» **Stated exercise**: Repeat the material below exactly, with no pictures.

(Code that builds pages)
[start]
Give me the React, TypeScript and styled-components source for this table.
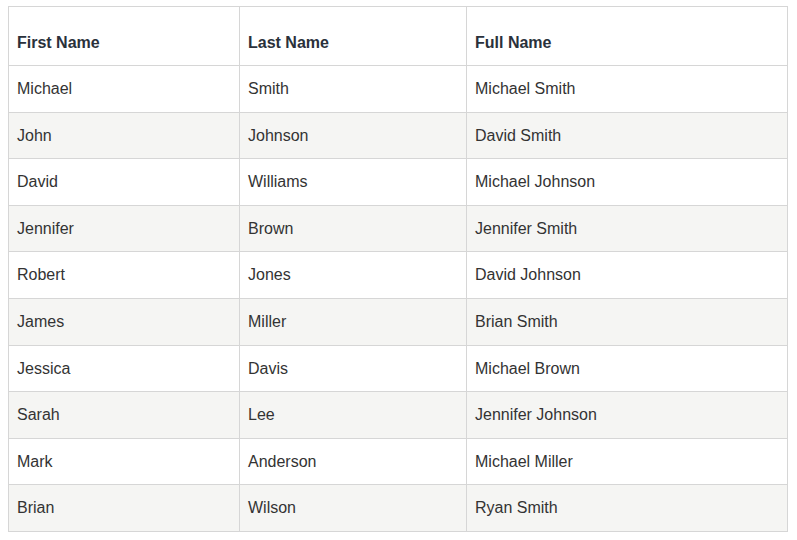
import styled, { createGlobalStyle } from "styled-components";

const GlobalStyle = createGlobalStyle`
  body {
    margin: 0;
    background: #ffffff;
    font-family: "Liberation Sans", Arial, sans-serif;
  }
`;

const Page = styled.div`
  padding: 6px 9px 0 8px;
`;

const Table = styled.table`
  width: 100%;
  table-layout: fixed;
  border-collapse: collapse;
  font-size: 16px;
  color: #333333;
`;

const HeadCell = styled.th<{ $width?: number }>`
  width: ${(p) => (p.$width ? `${p.$width}px` : "auto")};
  box-sizing: border-box;
  padding: 27px 8px 13px;
  border: 1px solid #d6d6d6;
  text-align: left;
  font-weight: bold;
  color: #2a313b;
  line-height: 18px;
`;

const Row = styled.tr<{ $striped: boolean }>`
  background: ${(p) => (p.$striped ? "#f5f5f3" : "#ffffff")};
`;

const Cell = styled.td`
  padding: 14px 8px 13.6px;
  border: 1px solid #d6d6d6;
  line-height: 18px;
`;

const people = [
  ["Michael", "Smith", "Michael Smith"],
  ["John", "Johnson", "David Smith"],
  ["David", "Williams", "Michael Johnson"],
  ["Jennifer", "Brown", "Jennifer Smith"],
  ["Robert", "Jones", "David Johnson"],
  ["James", "Miller", "Brian Smith"],
  ["Jessica", "Davis", "Michael Brown"],
  ["Sarah", "Lee", "Jennifer Johnson"],
  ["Mark", "Anderson", "Michael Miller"],
  ["Brian", "Wilson", "Ryan Smith"],
];

export default function App() {
  return (
    <>
      <GlobalStyle />
      <Page>
        <Table>
          <thead>
            <tr>
              <HeadCell $width={231}>First Name</HeadCell>
              <HeadCell $width={227}>Last Name</HeadCell>
              <HeadCell>Full Name</HeadCell>
            </tr>
          </thead>
          <tbody>
            {people.map((p, i) => (
              <Row key={i} $striped={i % 2 === 1}>
                <Cell>{p[0]}</Cell>
                <Cell>{p[1]}</Cell>
                <Cell>{p[2]}</Cell>
              </Row>
            ))}
          </tbody>
        </Table>
      </Page>
    </>
  );
}
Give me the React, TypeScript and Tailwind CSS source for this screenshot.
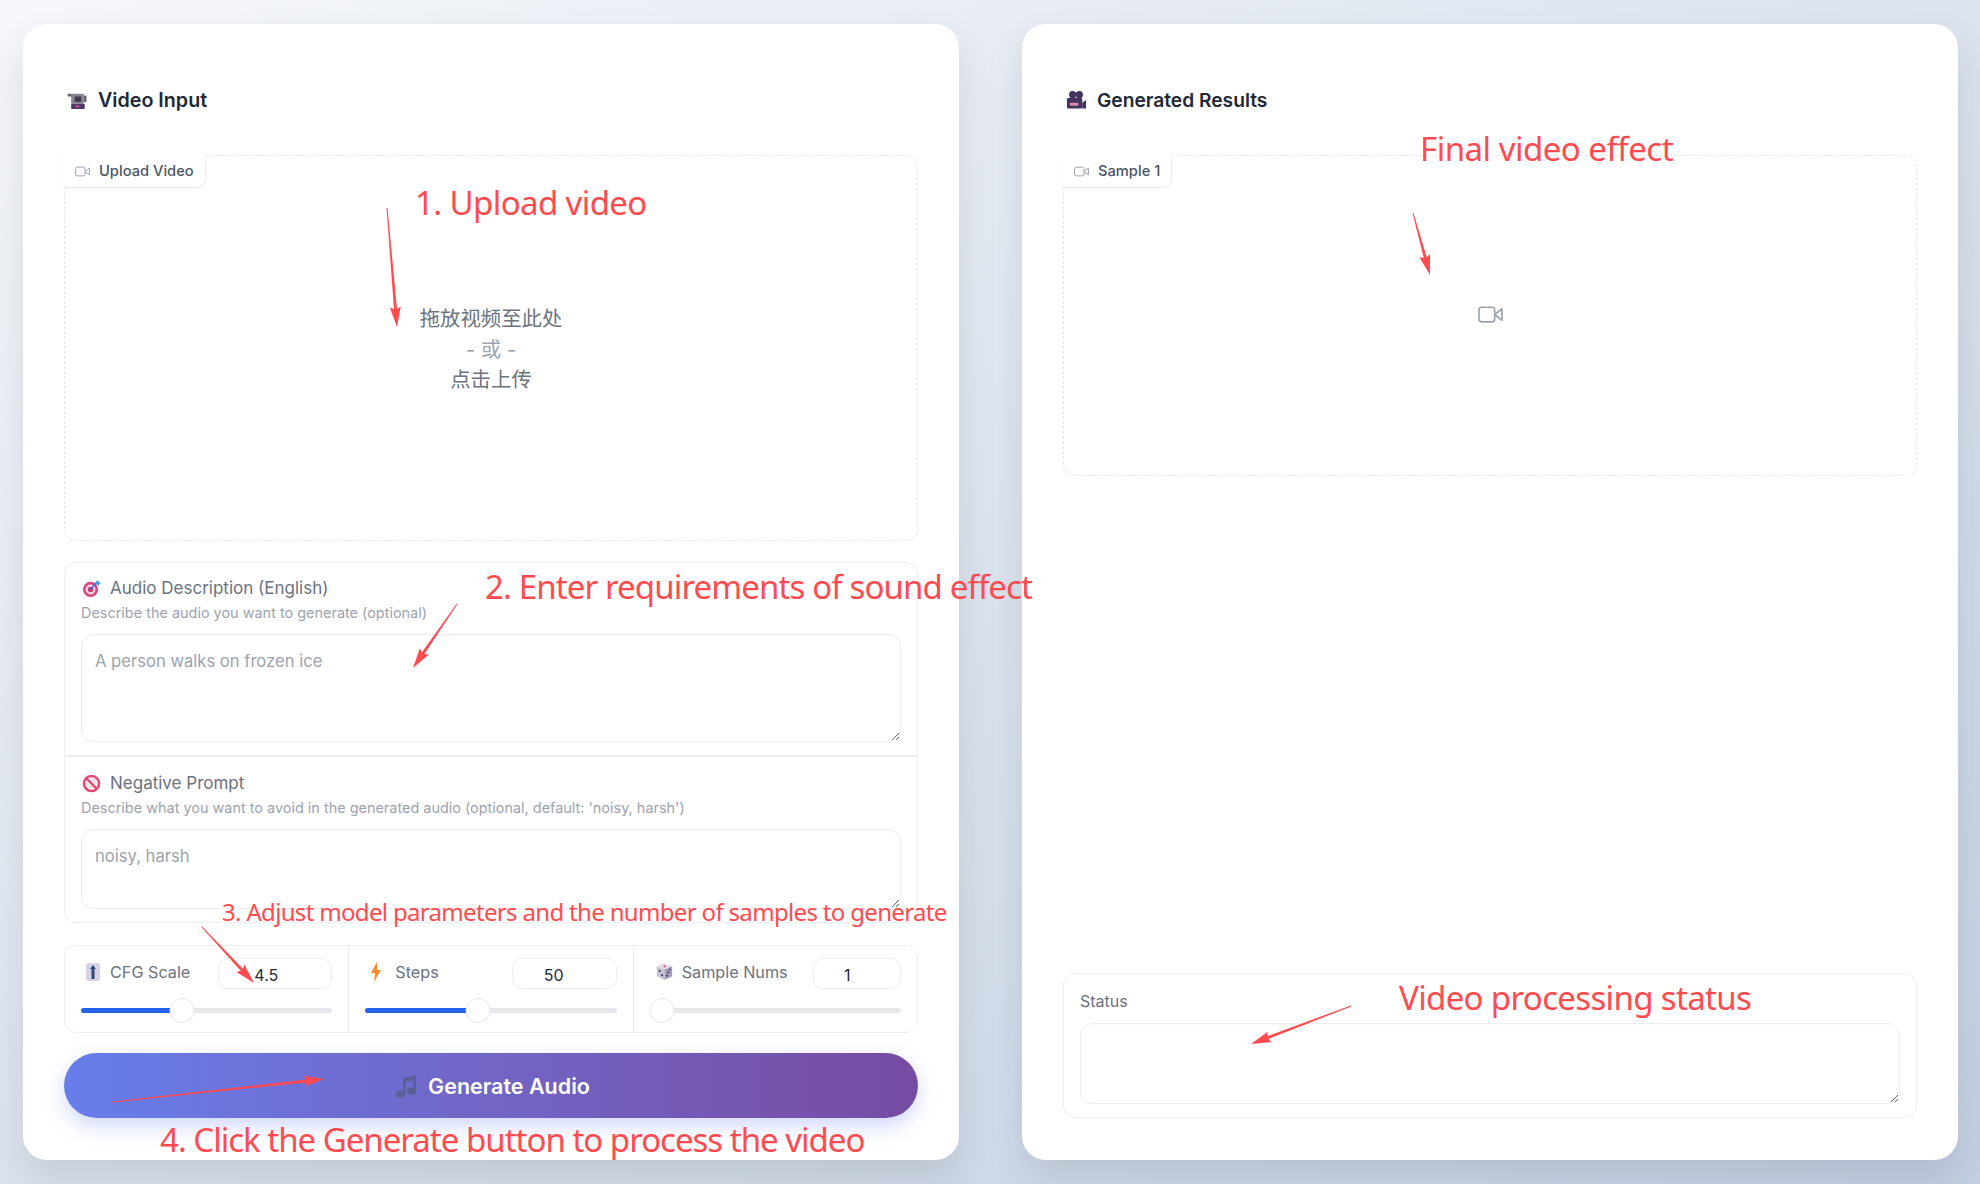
[end]
» **Result for this task**:
Give me the React, TypeScript and styled-components source for this table.
import styled, { createGlobalStyle } from "styled-components";

const GlobalStyle = createGlobalStyle`
  body {
    margin: 0;
    background: #ffffff;
    font-family: "Liberation Sans", Arial, sans-serif;
  }
`;

const Page = styled.div`
  padding: 6px 9px 0 8px;
`;

const Table = styled.table`
  width: 100%;
  table-layout: fixed;
  border-collapse: collapse;
  font-size: 16px;
  color: #333333;
`;

const HeadCell = styled.th<{ $width?: number }>`
  width: ${(p) => (p.$width ? `${p.$width}px` : "auto")};
  box-sizing: border-box;
  padding: 27px 8px 13px;
  border: 1px solid #d6d6d6;
  text-align: left;
  font-weight: bold;
  color: #2a313b;
  line-height: 18px;
`;

const Row = styled.tr<{ $striped: boolean }>`
  background: ${(p) => (p.$striped ? "#f5f5f3" : "#ffffff")};
`;

const Cell = styled.td`
  padding: 14px 8px 13.6px;
  border: 1px solid #d6d6d6;
  line-height: 18px;
`;

const people = [
  ["Michael", "Smith", "Michael Smith"],
  ["John", "Johnson", "David Smith"],
  ["David", "Williams", "Michael Johnson"],
  ["Jennifer", "Brown", "Jennifer Smith"],
  ["Robert", "Jones", "David Johnson"],
  ["James", "Miller", "Brian Smith"],
  ["Jessica", "Davis", "Michael Brown"],
  ["Sarah", "Lee", "Jennifer Johnson"],
  ["Mark", "Anderson", "Michael Miller"],
  ["Brian", "Wilson", "Ryan Smith"],
];

export default function App() {
  return (
    <>
      <GlobalStyle />
      <Page>
        <Table>
          <thead>
            <tr>
              <HeadCell $width={231}>First Name</HeadCell>
              <HeadCell $width={227}>Last Name</HeadCell>
              <HeadCell>Full Name</HeadCell>
            </tr>
          </thead>
          <tbody>
            {people.map((p, i) => (
              <Row key={i} $striped={i % 2 === 1}>
                <Cell>{p[0]}</Cell>
                <Cell>{p[1]}</Cell>
                <Cell>{p[2]}</Cell>
              </Row>
            ))}
          </tbody>
        </Table>
      </Page>
    </>
  );
}
Give me the React, TypeScript and Tailwind CSS source for this screenshot.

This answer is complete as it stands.